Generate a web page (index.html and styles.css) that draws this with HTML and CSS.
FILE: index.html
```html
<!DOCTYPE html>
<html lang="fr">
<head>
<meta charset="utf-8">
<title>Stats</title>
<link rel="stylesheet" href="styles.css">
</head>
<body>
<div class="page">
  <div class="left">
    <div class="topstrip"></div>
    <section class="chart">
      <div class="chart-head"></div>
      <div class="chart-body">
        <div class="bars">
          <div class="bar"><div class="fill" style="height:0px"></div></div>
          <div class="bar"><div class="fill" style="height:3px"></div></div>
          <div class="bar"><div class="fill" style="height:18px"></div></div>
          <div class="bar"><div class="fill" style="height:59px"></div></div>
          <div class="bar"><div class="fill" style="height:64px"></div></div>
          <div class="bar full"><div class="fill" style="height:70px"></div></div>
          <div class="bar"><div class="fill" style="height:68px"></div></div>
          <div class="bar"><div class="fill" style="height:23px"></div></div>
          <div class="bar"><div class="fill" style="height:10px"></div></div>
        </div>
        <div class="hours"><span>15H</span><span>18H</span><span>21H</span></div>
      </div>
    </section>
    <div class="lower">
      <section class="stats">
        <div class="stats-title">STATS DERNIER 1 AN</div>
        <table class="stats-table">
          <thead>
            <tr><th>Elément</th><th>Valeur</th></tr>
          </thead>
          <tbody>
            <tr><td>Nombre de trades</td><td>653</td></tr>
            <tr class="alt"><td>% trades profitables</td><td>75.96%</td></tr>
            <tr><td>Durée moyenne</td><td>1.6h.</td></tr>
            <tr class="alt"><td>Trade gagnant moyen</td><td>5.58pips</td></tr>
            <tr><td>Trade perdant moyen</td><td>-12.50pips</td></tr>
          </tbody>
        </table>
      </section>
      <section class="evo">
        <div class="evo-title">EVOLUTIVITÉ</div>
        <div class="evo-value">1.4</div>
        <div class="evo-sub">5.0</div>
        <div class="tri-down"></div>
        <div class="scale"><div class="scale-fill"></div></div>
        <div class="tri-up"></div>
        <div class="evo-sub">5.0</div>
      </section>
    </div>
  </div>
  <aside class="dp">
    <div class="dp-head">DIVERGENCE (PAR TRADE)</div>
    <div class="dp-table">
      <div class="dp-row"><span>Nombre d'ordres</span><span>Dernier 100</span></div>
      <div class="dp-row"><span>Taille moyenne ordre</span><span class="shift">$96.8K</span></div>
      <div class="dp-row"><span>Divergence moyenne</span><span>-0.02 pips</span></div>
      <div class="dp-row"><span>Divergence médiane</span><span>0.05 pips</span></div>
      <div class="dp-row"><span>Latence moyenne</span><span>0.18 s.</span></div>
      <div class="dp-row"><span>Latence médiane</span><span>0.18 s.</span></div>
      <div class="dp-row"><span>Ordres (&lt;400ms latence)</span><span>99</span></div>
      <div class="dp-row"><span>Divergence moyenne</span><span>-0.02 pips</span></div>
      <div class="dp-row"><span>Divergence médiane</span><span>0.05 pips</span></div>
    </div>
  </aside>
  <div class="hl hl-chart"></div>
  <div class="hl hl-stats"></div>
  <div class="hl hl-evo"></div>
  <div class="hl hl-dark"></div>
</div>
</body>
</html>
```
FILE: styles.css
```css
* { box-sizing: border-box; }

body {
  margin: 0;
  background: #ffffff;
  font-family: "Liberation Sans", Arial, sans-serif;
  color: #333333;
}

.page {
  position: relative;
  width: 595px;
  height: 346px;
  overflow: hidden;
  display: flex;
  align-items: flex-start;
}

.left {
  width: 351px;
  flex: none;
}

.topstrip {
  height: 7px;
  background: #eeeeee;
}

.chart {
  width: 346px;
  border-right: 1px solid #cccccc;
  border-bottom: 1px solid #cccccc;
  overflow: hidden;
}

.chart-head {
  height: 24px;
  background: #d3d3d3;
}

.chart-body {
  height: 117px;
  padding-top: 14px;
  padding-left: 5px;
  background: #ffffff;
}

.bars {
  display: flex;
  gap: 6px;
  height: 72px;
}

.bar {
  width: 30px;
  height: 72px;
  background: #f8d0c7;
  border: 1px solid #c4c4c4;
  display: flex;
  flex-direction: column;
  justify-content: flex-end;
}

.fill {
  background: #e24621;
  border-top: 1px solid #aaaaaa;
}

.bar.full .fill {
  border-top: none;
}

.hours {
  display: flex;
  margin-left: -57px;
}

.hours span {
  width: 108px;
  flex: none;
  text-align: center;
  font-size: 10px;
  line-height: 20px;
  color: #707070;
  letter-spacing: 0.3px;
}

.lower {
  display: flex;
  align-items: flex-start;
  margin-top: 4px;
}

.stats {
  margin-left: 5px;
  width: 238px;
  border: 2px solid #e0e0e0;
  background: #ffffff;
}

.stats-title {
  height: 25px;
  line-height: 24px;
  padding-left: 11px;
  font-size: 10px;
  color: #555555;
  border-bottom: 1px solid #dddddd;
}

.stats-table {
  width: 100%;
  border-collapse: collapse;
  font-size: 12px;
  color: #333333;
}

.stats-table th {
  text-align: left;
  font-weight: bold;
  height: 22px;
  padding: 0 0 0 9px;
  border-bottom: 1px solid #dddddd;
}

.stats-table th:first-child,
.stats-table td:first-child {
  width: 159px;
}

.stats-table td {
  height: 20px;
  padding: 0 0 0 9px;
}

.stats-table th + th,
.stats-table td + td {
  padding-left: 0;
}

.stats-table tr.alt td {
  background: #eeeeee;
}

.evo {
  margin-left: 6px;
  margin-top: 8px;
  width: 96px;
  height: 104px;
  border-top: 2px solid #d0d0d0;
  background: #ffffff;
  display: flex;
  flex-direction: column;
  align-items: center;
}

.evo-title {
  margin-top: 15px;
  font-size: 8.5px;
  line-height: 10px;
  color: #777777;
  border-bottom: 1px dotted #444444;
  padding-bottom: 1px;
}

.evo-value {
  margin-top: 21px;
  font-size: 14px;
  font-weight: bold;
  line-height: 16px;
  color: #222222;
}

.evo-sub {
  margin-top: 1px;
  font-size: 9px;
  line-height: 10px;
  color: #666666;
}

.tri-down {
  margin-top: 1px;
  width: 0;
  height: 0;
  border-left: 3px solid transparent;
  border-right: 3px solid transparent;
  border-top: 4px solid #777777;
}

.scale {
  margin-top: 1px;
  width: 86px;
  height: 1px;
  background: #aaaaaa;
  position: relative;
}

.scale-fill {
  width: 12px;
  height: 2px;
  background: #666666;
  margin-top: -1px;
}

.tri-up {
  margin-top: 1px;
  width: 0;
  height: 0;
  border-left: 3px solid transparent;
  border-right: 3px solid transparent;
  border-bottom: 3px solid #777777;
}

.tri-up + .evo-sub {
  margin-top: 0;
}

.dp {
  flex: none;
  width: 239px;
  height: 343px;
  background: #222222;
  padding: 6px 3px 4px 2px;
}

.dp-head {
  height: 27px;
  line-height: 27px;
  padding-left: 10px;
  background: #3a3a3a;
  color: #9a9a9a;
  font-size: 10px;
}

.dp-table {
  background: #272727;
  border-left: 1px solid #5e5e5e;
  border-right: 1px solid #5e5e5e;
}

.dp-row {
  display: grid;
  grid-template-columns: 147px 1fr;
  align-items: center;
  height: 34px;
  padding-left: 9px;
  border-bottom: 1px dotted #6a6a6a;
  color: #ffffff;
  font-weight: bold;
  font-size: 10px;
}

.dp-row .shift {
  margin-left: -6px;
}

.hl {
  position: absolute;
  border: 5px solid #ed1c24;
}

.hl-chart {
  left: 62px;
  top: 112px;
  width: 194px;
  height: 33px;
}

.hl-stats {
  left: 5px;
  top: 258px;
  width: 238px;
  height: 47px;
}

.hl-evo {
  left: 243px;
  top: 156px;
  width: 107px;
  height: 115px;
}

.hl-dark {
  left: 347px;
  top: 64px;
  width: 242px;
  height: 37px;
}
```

**Problem requirements:** Look for "styles" and pull out every line that has it.

**Task solution:**
Generate a web page (index.html and styles.css) that draws this with HTML and CSS.
<link rel="stylesheet" href="styles.css">
FILE: styles.css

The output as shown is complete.